December 2016 witnessed the lowest vehicle registrations in the Capital in the last eight years, with just over 25,000 vehicles being registered during the month.
Experts said Decembers usually is a slow month when it came to sale of automobiles, with the ongoing demonetisation exercise helping in amplifying the lull.
Government reports indicate that from 80,191 in October last year, registrations dipped to 63,548 in November. The sales further sharply declined in December when the figure stood at a mere 25,809.
Transport officials said demonetisation has had a significant role to play in the dip, as most Delhiites paid at least some amount in cash when they bought a car. “Until late December, all Motor Licensing Offices (MLO) used to run 100% on cash. The currency ban suspended a host of transactions as people either didn’t have money or were saving whatever little they had,” a licensing officer of one of the 14 MLOs of Delhi said.
Another MLO said cars aren’t something that are generally bought with cash. It was the “market sentiment” rather which had reduced the sale of vehicles. “People just didn’t want to spend big as they were skeptical and wanted to save,” he said. Now that point of sale devices are being installed at all the offices, the department is hoping its revenue collection will improve.
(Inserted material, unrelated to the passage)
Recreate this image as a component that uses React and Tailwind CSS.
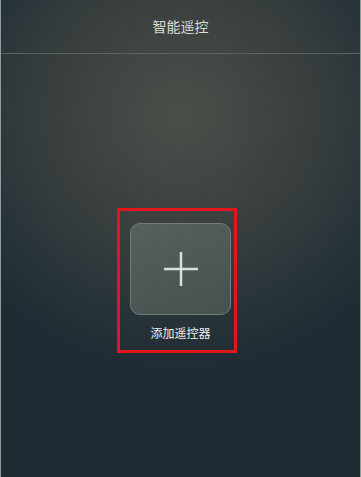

The decrease in car registrations was welcomed by activists, who said the slump will give Delhi, which adds around 1,400 new vehicles on its roads on a daily basis, some breathing space.
December last year witnessed the least number of transactions in the entire year, sources in the state transport department said.
There were only 2,92,751 transactions in December against 4,76,496 in October last year. The monthly revenue collection too dipped from Rs 176.95 crore to Rs 116.32 crore during the same period.
Experts say most buyers tend to postpone buying a new car to New Year, making December one of the slowest months for car sales.
For the same reason, companies tend to lure buyers with attractive discounts and offers during this period. “Once December comes, people wait for new model of cars to be rolled out in the next year as value of old models goes down. So companies tend to go slow in manufacturing new cars too. But this year, because of demonetisation, companies were piled up with inventories of more than one month,” said Vishnu Mathur, director general, Society of Indian Automobile Manufacturers (SIAM).
A recent report released by SIAM stated that sales of two-wheelers too slid 22 per cent in December 2016 compared to the figure in December 2015, marking the highest monthly contraction since the organization started recording data in 1997. “Scooters and motorcycles account for almost 75 per cent of total vehicle sales and are a significant indicator of rural demand. It’s only in the rural area that propensity for cash sales continues to be quite high,” Mathur said.
He added that the decline in automobile sales may only be temporary and January would be the real test. “The industry is gradually recovering and trends of this month would show if the impact of demonetisation is still there or not,” he said.